◆ Collected material
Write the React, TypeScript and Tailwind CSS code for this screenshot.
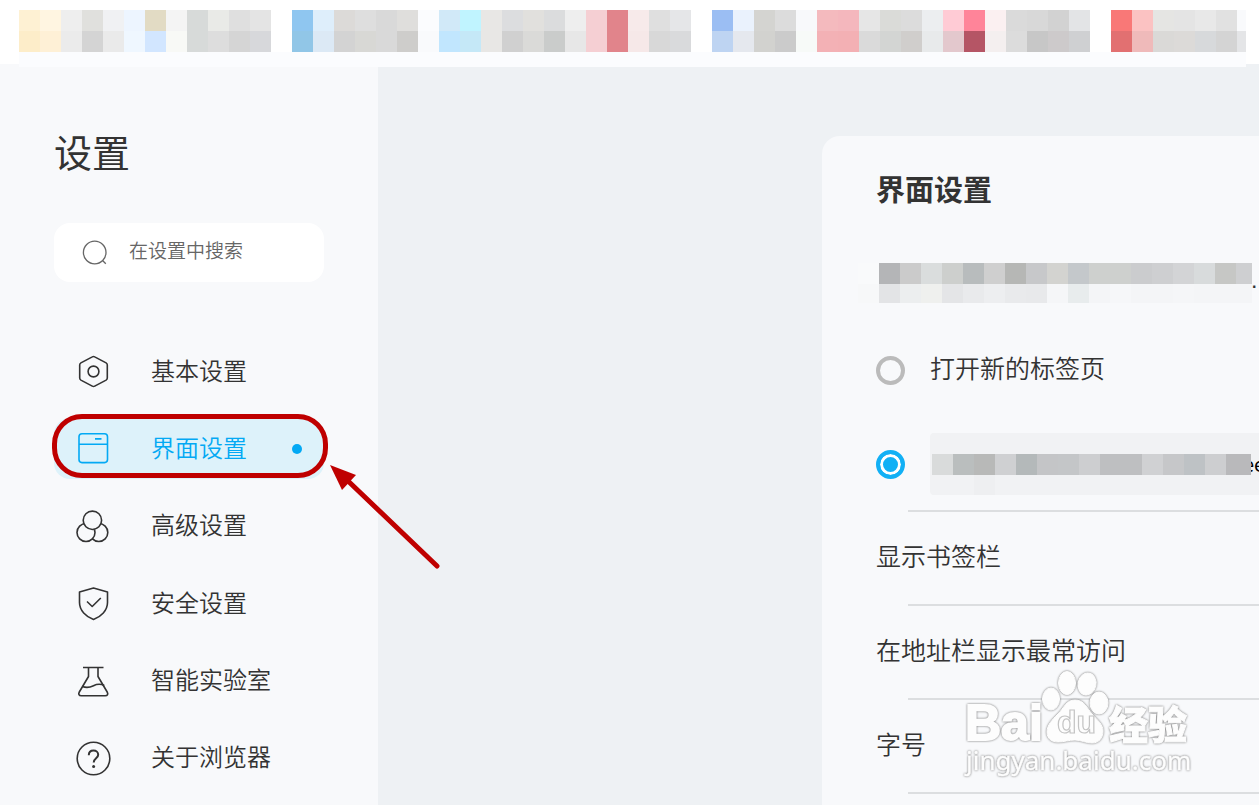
import React, { useState } from 'react';

type IconProps = { className?: string };
type NavItem = { id: string; label: string; Icon: React.FC<IconProps> };

const CELL = 21;

const toolbarRows = [
  'fef1d3 fff5e1 eeeeee e0e0dd f0f1f3 edf5ff e2dbc4 f4f4f4 d7dad9 e9eae7 dfdfdf e4e4e4 ffffff 8fc6f0 deeefb dcdad8 dedede d9d9d9 dfdedc fbfcfe d1e9f8 c0f4ff e8e7e5 dcdddf e1e0dd dbdcdd eeeeee f5cfd3 e1848b f7eaea dfdfdf e5e6e8 ffffff 9bbef3 eaf2fd d4d4d1 dcdcdc f8f9fb f4babe f4b7bd e6e6e6 dadbd8 dcdcdc eceef0 ffcbd5 ff8499 fbf0f1 dadada d8d8d8 d2d2d2 e3e4e6 ffffff f97877 fbc2c2 e5e5e3 e4e4e4 e8e8e8 e1e1e1 f9fafc',
  'fdedc9 fef0d6 ebebeb d4d4d4 eaeaea eff7ff d2e6ff f8f9f6 d7dad9 dddddd d5d5d5 d7d8db ffffff 91c6e7 dce9f5 d3d3d3 d8d8d5 d9d9d9 cecdcb f9fafc c1e6fe c5e8f7 e8e7e5 d0d0d0 dadad8 cacccb e7e7e7 f5cfd3 e1848b f6e8e8 d8d8d8 d9dadc ffffff bed4f2 e5e8ee d2d2cf cbcbcb f7faf8 f3b1b5 f3b0b4 dadada d3d5d3 d0cecc e8eaeb e3c8cd b55565 f4efef dcdcdc c7c7c7 cdcacb cfd0d2 ffffff e27071 efbaba dad9d7 dcdad8 d7d9db d4d4d4 e4e5e7',
];

const homeRows = [
  'f9fafb b4b5b7 cbcbcb dadddd cdcfcd b8bcbd cfcfcf b6b7b5 c7c8ca d3d3d0 c4c8cb ced0ce ced0ce cbccce cecfd1 d3d4d6 d8dbdc c6c7c5 cecfd1',
  'f7f8f9 e3e4e6 eceeef eff0ee e4e5e7 e9eaec edeef0 e9eaec e8e9eb f5f6f8 e8eced f4f5f7 f6f7f9 f4f5f7 f4f5f7 f5f6f8 f4f5f7 f4f5f7 f4f5f7',
];

const urlRows = [
  'f1f2f4 f1f2f4 f1f2f4 f1f2f4 f1f2f4 f1f2f4 f1f2f4 f1f2f4 f1f2f4 f1f2f4 f1f2f4 f1f2f4 f1f2f4 f1f2f4 f1f2f4 f1f2f4',
  'd9dbdb babebe b8b9b8 cfd0d2 b4b9ba c4c5c7 c4c6c8 cdced0 bebfc1 bebfc1 d0d1d3 c6c7c9 bec2c5 cdced0 b9b9bb b9b9bb',
  'f1f2f4 f1f2f4 eeeff1 f1f2f4 f1f2f4 f1f2f4 f1f2f4 f1f2f4 f1f2f4 f1f2f4 f1f2f4 f1f2f4 f1f2f4 f1f2f4 f1f2f4 f1f2f4',
];

const Mosaic: React.FC<{ rows: string[]; width: number; height: number; className?: string }> = ({
  rows,
  width,
  height,
  className,
}) => (
  <svg width={width} height={height} className={className} shapeRendering="crispEdges" aria-hidden="true">
    {rows.map((row, y) =>
      row.split(' ').map((color, x) => (
        <rect key={`${x}-${y}`} x={x * CELL} y={y * CELL} width={CELL} height={CELL} fill={`#${color}`} />
      ))
    )}
  </svg>
);

const Icon: React.FC<IconProps & { children: React.ReactNode }> = ({ className, children }) => (
  <svg
    width="35"
    height="35"
    viewBox="0 0 35 35"
    fill="none"
    stroke="currentColor"
    strokeWidth="1.6"
    strokeLinejoin="round"
    className={className}
    aria-hidden="true"
  >
    {children}
  </svg>
);

const BasicIcon: React.FC<IconProps> = (props) => (
  <Icon {...props}>
    <path d="M16.3 2.9q1.2-.7 2.4 0l11.4 6q1.2.7 1.2 2v13.2q0 1.3-1.2 2l-11.4 6q-1.2.7-2.4 0l-11.4-6q-1.2-.7-1.2-2V10.9q0-1.3 1.2-2z" />
    <circle cx="17.5" cy="17.5" r="5.4" />
  </Icon>
);

const InterfaceIcon: React.FC<IconProps> = (props) => (
  <Icon {...props}>
    <rect x="3" y="2.8" width="28.5" height="28.8" rx="3" />
    <path d="M3 13.2h28.5M19 7.9h6.5" />
  </Icon>
);

const AdvancedIcon: React.FC<IconProps> = (props) => (
  <Icon {...props}>
    <circle cx="22.8" cy="23.5" r="9" fill="#f8f9fb" />
    <circle cx="10" cy="23.5" r="9" fill="#f8f9fb" />
    <circle cx="16.4" cy="11.3" r="9.2" fill="#f8f9fb" />
  </Icon>
);

const SafetyIcon: React.FC<IconProps> = (props) => (
  <Icon {...props}>
    <path d="M17.5 2l14 4v10.5c0 8-6.5 14.2-14 17-7.5-2.8-14-9-14-17V6z" />
    <path d="M11 15.5l5.2 5 8.6-8.5" />
  </Icon>
);

const LabIcon: React.FC<IconProps> = (props) => (
  <Icon {...props}>
    <path d="M7 3.5h20.5M12.5 3.5v9L3.3 28c-1.2 2.2-.4 3.8 2 3.8h23.9c2.4 0 3.2-1.6 2-3.8L22 12.5v-9" />
    <path d="M6.5 22.5c4 1.6 7.8.8 11-.8 3.5-1.7 7-2 10.8-.2" />
  </Icon>
);

const AboutIcon: React.FC<IconProps> = (props) => (
  <Icon {...props}>
    <circle cx="17.5" cy="17.5" r="16.3" />
    <path d="M12.8 14.2c0-2.8 2-4.6 4.7-4.6s4.7 1.7 4.7 4.2c0 3.6-4.5 3.5-4.5 7.7" strokeWidth="2" />
    <circle cx="17.6" cy="25.5" r="1.5" fill="currentColor" stroke="none" />
  </Icon>
);

const navItems: NavItem[] = [
  { id: 'basic', label: '基本设置', Icon: BasicIcon },
  { id: 'interface', label: '界面设置', Icon: InterfaceIcon },
  { id: 'advanced', label: '高级设置', Icon: AdvancedIcon },
  { id: 'safety', label: '安全设置', Icon: SafetyIcon },
  { id: 'lab', label: '智能实验室', Icon: LabIcon },
  { id: 'about', label: '关于浏览器', Icon: AboutIcon },
];

const options = ['显示书签栏', '在地址栏显示最常访问', '字号'];

const Highlight = () => (
  <>
    <span className="pointer-events-none absolute -top-1 -left-[2px] -right-1 h-16 rounded-[30px] border-[5px] border-[#bf0000]" />
    <svg
      width="112"
      height="108"
      viewBox="0 0 112 108"
      className="pointer-events-none absolute left-[275px] top-[44px] z-10"
      aria-hidden="true"
    >
      <path d="M18 18L108 104" stroke="#bf0000" strokeWidth="5" strokeLinecap="round" />
      <path d="M1 3L27 13L13 28Z" fill="#bf0000" />
    </svg>
  </>
);

const Watermark = () => (
  <svg
    width="236"
    height="120"
    viewBox="0 0 236 120"
    className="pointer-events-none absolute left-[138px] top-[529px] drop-shadow-[0_0_1px_#707070]"
    fill="#fdfdfd"
    stroke="#fdfdfd"
    aria-hidden="true"
  >
    <ellipse cx="91" cy="34" rx="8.5" ry="11" />
    <ellipse cx="107" cy="18" rx="8.5" ry="11.5" />
    <ellipse cx="127" cy="19" rx="9" ry="11" transform="rotate(12 127 19)" />
    <ellipse cx="139" cy="38" rx="9" ry="11" />
    <path d="M115 35c-9 0-11 8-17 14s-11 11-11 18c0 7 5 10 11 10 6 0 11-2 17-2s11 3 17 3c7 0 11-5 11-12s-6-11-11-17-8-14-17-14z" />
    <g fontFamily="'Liberation Sans', Arial, sans-serif" fontWeight="700">
      <text x="5" y="75" fontSize="50" strokeWidth="2">Bai</text>
      <text x="97" y="68" fontSize="32" stroke="#c4c4c4" strokeWidth="1.2">du</text>
    </g>
    <text x="149" y="74" fontSize="39" fontWeight="900" fontFamily="'Noto Sans CJK SC', sans-serif">经验</text>
    <text x="6" y="105" fontSize="26" fontFamily="'Noto Sans', sans-serif" strokeWidth="0.4">
      jingyan.baidu.com
    </text>
  </svg>
);

export default function App() {
  const [active, setActive] = useState('interface');
  const [homepage, setHomepage] = useState('custom');

  return (
    <div className="flex min-h-screen flex-col overflow-hidden bg-[#eef1f4] font-['Liberation_Sans','Noto_Sans_CJK_SC',sans-serif] text-[#333]">
      <header className="h-16 bg-white pl-[19px] pr-[13px] pt-[10px]">
        <div className="relative h-[57px] overflow-hidden bg-[#fbfcfe]">
          <Mosaic rows={toolbarRows} width={1239} height={42} className="max-w-none" />
        </div>
      </header>

      <div className="flex flex-1">
        <aside className="w-[378px] shrink-0 bg-[#f8f9fb] pl-[54px] pr-[54px] pt-[66px]">
          <h1 className="text-[38px] leading-[48px]">设置</h1>

          <label className="mt-[45px] flex h-[59px] items-center rounded-2xl bg-white pl-7 text-[#666]">
            <svg width="28" height="28" viewBox="0 0 28 28" fill="none" stroke="currentColor" strokeWidth="1.3" aria-hidden="true">
              <circle cx="12.7" cy="13.5" r="11.3" />
              <path d="M20.5 21.5l3.3 3.3" />
            </svg>
            <input
              type="search"
              aria-label="在设置中搜索"
              placeholder="在设置中搜索"
              className="ml-[19px] w-0 flex-1 bg-transparent text-[19px] font-[350] outline-none placeholder:text-[#666]"
            />
          </label>

          <nav className="mt-[59px] flex h-[448px] flex-col justify-between">
            {navItems.map(({ id, label, Icon: ItemIcon }) => (
              <button
                key={id}
                onClick={() => setActive(id)}
                className={`relative flex h-[61px] w-[270px] items-center rounded-2xl pl-[22px] pr-[22px] text-left text-[24px] font-[350] ${
                  active === id ? 'bg-[#ddf2fa] text-[#03a9f4]' : ''
                }`}
              >
                <ItemIcon className="shrink-0" />
                <span className="ml-10 flex-1">{label}</span>
                {active === id && <span className="size-[10px] rounded-full bg-[#03a9f4]" />}
                {id === 'interface' && <Highlight />}
              </button>
            ))}
          </nav>
        </aside>

        <main className="flex min-w-0 flex-1 pl-[444px] pt-[72px]">
          <section className="relative min-w-0 flex-1 overflow-hidden rounded-tl-[18px] bg-[#f8f9fb] pl-[54px] pt-[35px]">
            <h2 className="text-[29px] font-bold leading-10">界面设置</h2>

            <div className="-ml-[18px] mt-[52px] flex h-10 items-center">
              <Mosaic rows={homeRows} width={394} height={40} className="shrink-0" />
              <span className="text-base font-bold leading-none">.</span>
            </div>

            <label className="mt-[47px] flex h-10 items-center whitespace-nowrap text-[25px] font-[350]">
              <input
                type="radio"
                name="homepage"
                checked={homepage === 'newtab'}
                onChange={() => setHomepage('newtab')}
                className="mr-[25px] size-[29px] shrink-0 appearance-none rounded-full border-4 border-[#bbb] checked:border-[#12b0f5] checked:bg-[#12b0f5] checked:shadow-[inset_0_0_0_3px_#fff]"
              />
              打开新的标签页
            </label>

            <div className="mt-[43px] flex h-[62px] items-center">
              <input
                type="radio"
                name="homepage"
                aria-label="自定义网页"
                checked={homepage === 'custom'}
                onChange={() => setHomepage('custom')}
                className="mr-[25px] size-[29px] shrink-0 appearance-none rounded-full border-4 border-[#bbb] checked:border-[#12b0f5] checked:bg-[#12b0f5] checked:shadow-[inset_0_0_0_3px_#fff]"
              />
              <div className="flex h-full min-w-0 flex-1 items-center overflow-hidden rounded-l bg-[#f1f2f4] pl-[2px]">
                <Mosaic rows={urlRows} width={319} height={62} className="relative shrink-0" />
                <input
                  type="text"
                  aria-label="网址"
                  defaultValue="ee"
                  className="-ml-2 w-10 shrink-0 bg-transparent font-['Noto_Sans_CJK_SC',sans-serif] text-xl text-black outline-none"
                />
              </div>
            </div>

            <hr className="ml-8 mt-[15px] border-t-2 border-[#dcdee0]" />
            {options.map((option) => (
              <React.Fragment key={option}>
                <div className="flex h-[92px] items-center whitespace-nowrap text-[25px] font-[350]">{option}</div>
                <hr className="ml-8 border-t-2 border-[#dcdee0]" />
              </React.Fragment>
            ))}

            <Watermark />
          </section>
        </main>
      </div>
    </div>
  );
}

◆ To do
Without the pictures, please reproduce each line of the listing above exactly, from the first one through the line bearing "const CELL = 21;".

◆ Exercise result
Write the React, TypeScript and Tailwind CSS code for this screenshot.
import React, { useState } from 'react';

type IconProps = { className?: string };
type NavItem = { id: string; label: string; Icon: React.FC<IconProps> };

const CELL = 21;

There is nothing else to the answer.